ThunderGBM Parameters

This page is for parameter specification in ThunderGBM. The parameters used in ThunderGBM are identical to XGBoost (except some newly introduced parameters), so existing XGBoost users can easily get used to ThunderGBM.

Key Parameters

  • verbosity [default=1]
    • Printing information: 0 for silence and 1 for printing more infomation.
  • max_depth [default=6]
    • The maximum depth of the decision trees. Shallow trees tend to have better generality, and deep trees are more likely to overfit the training data.
  • num_round [default=40]
    • The number of training iterations. num_round equals to the number of trees in GBDTs.
  • n_gpus [default=1]
    • The number of GPUs to be used in the training.
  • data [default=“../dataset/test_dataset.txt“]
    • The path to the training data set
  • max_bin [default=255]
    • The maximum number of bins in a histogram.
  • colsample [default=1]
    • The sampling ratio of subsampling columns (i.e., features)
  • bagging [default=0]
    • This option is for training random forests. Setting it to 1 to perform bagging.
  • num_parallel_tree [default=1]
    • This option is used for random forests to specify how many trees per iteration.
  • eta [default=1, alias: learning_rate]
    • valid domain: [0,1]. This option is to set the weight of newly trained tree.

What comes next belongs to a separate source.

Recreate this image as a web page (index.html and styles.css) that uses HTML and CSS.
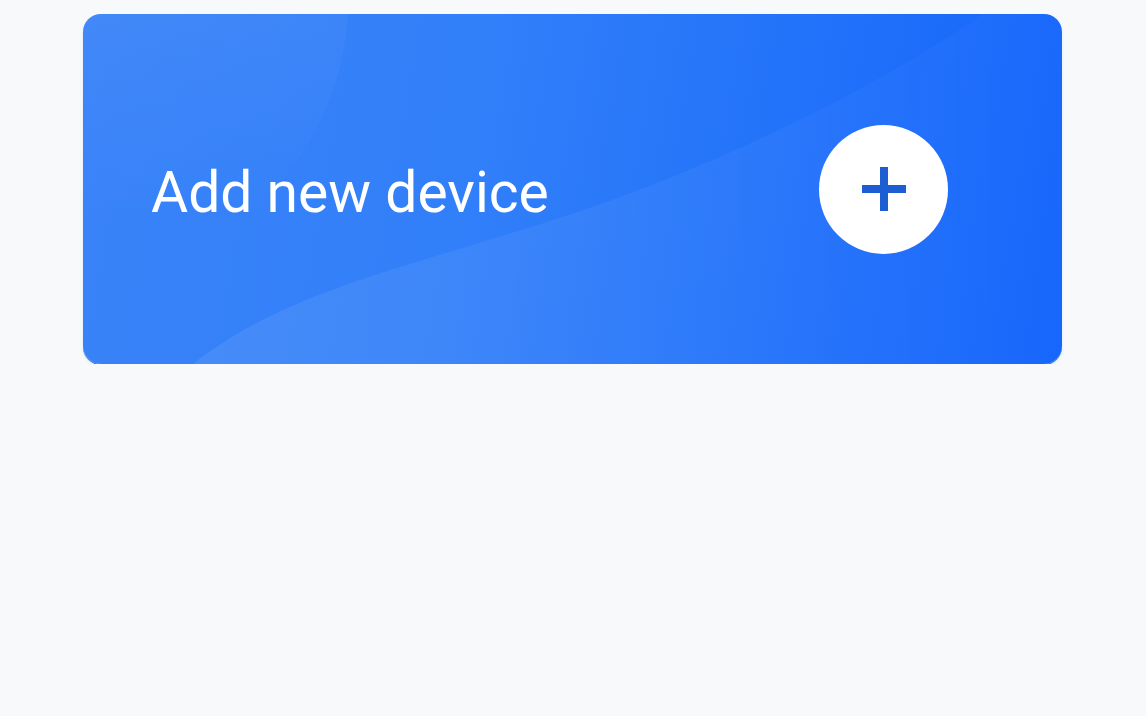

Use eta < 1 to mitigate overfitting.
  • objective [default=“reg:linear“]
    • valid options include reg:linear, reg:logistic, multi:softprob, multi:softmax, rank:pairwise and rank:ndcg.
    • reg:linear is for regression, reg:logistic is for binary classification.

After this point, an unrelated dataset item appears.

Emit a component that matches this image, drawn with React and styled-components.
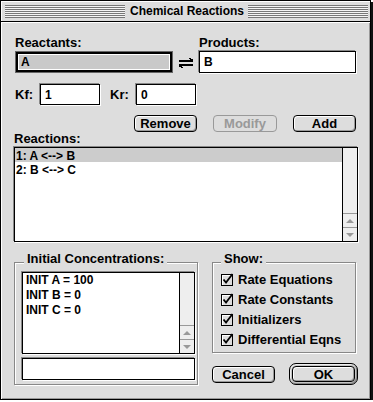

    • multi:softprob and multi:softmax are for multi-class classification. multi:softprob outputs probability for each class, and multi:softmax outputs the label only.

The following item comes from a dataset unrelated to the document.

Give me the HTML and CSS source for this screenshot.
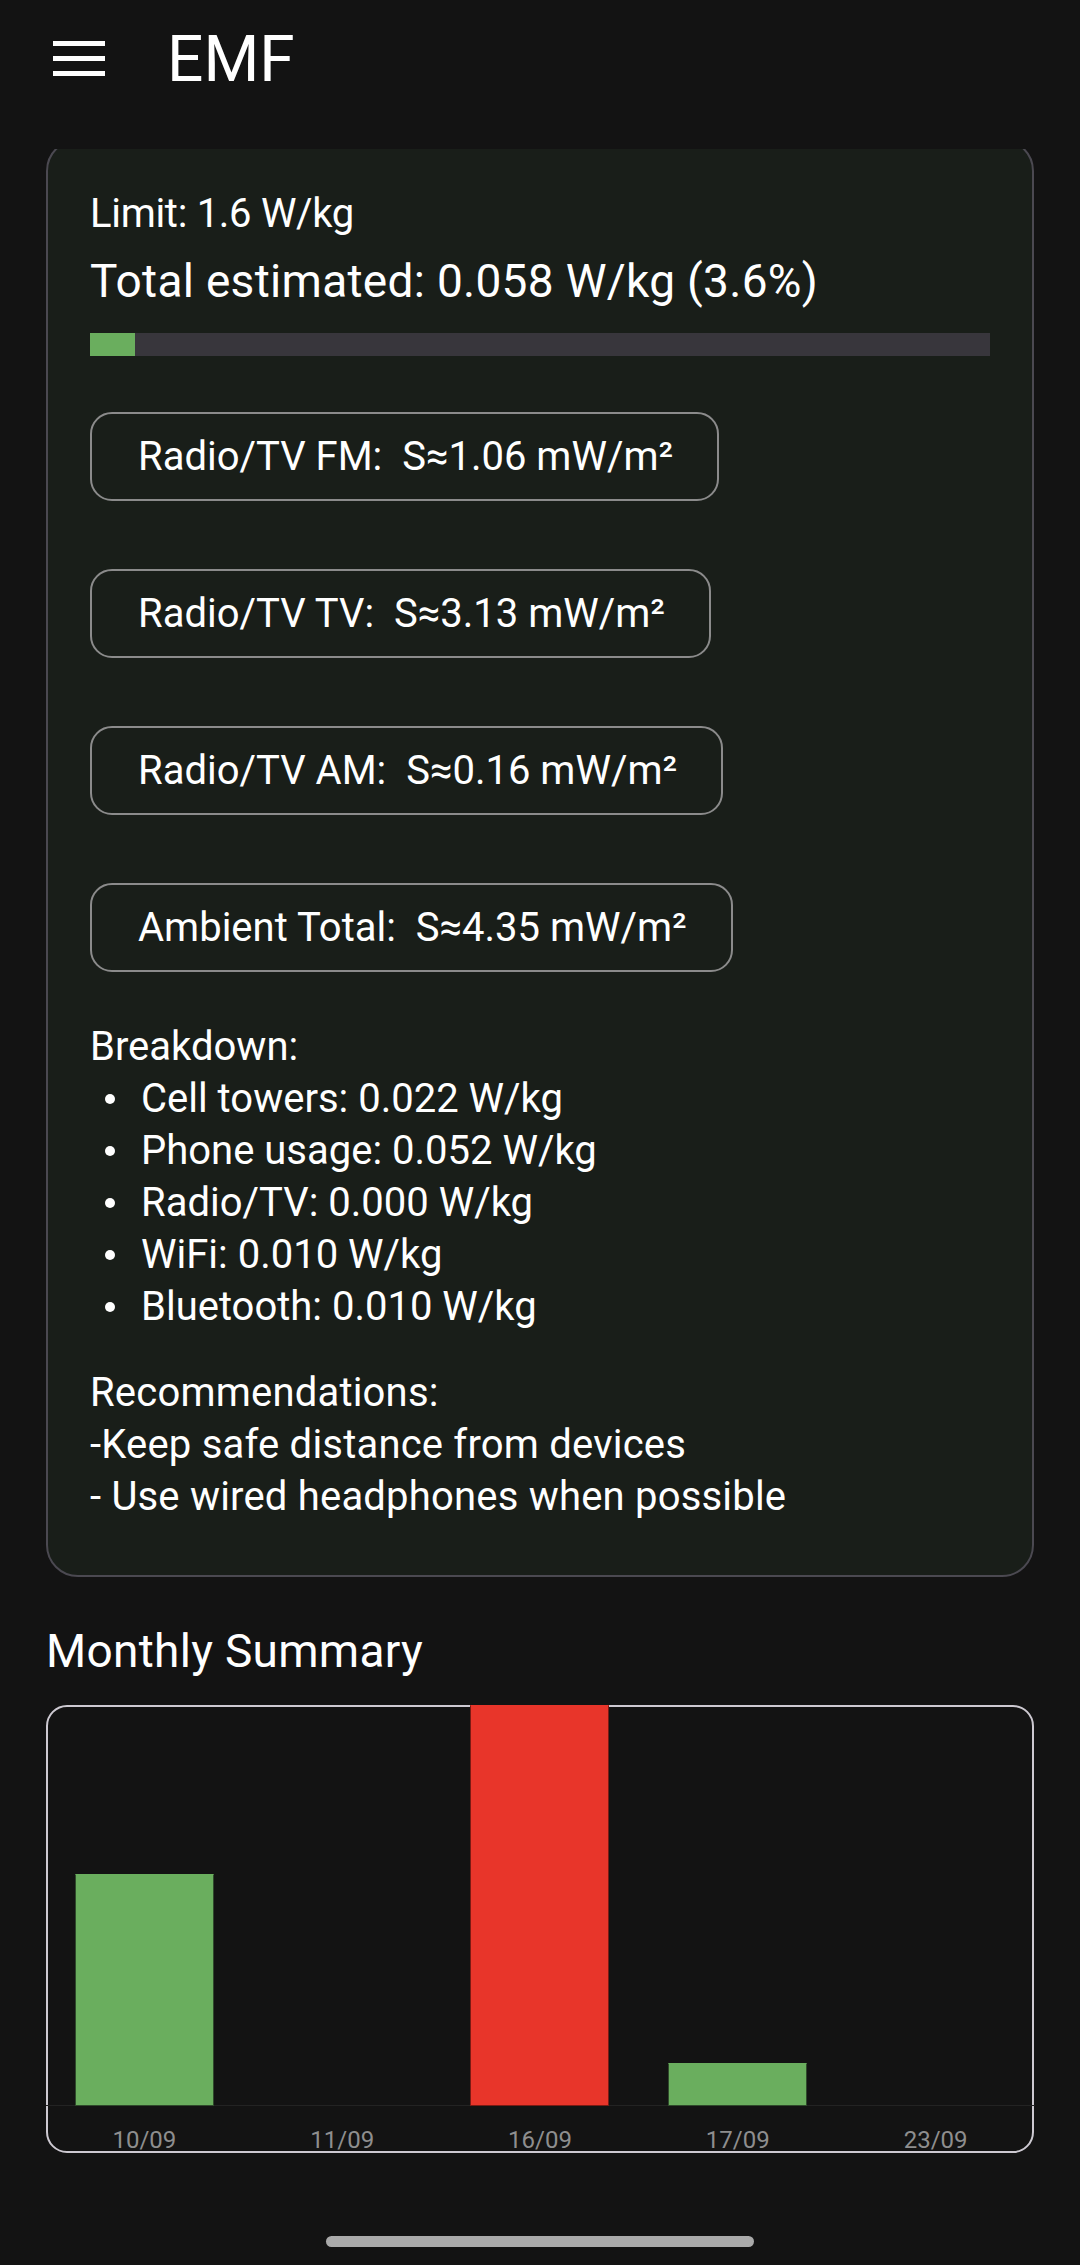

    • rank:pairwise and rank:ndcg are for ranking problems.
  • num_class [default=1]
    • set the number of classes in the multi-class classification. This option is not compulsory.
  • min_child_weight [default=1]
    • The minimum sum of instance weight (measured by the second order derivative) needed in a child node.
  • lambda [default=1, alias: reg_lambda]
    • L2 regularization term on weights.
  • gamma [default=1, alias: min_split_loss]
    • The minimum loss reduction required to make a further split on a leaf node of the tree. gamma is used in the pruning stage.
  • model_out [default=“tgbm.model“]
    • The file name of the output model. This option is used in training.
  • model_in [default=“tgbm.model“]
    • The file name of the input model. This option is used in prediction.
  • tree_method [default=“auto“]
    • “auto“: select the approach of finding best splits using the builtin heuristics.
    • “exact“: find the best split using enumeration on all the possible feature values.
    • “hist“: find the best split using histogram based approach.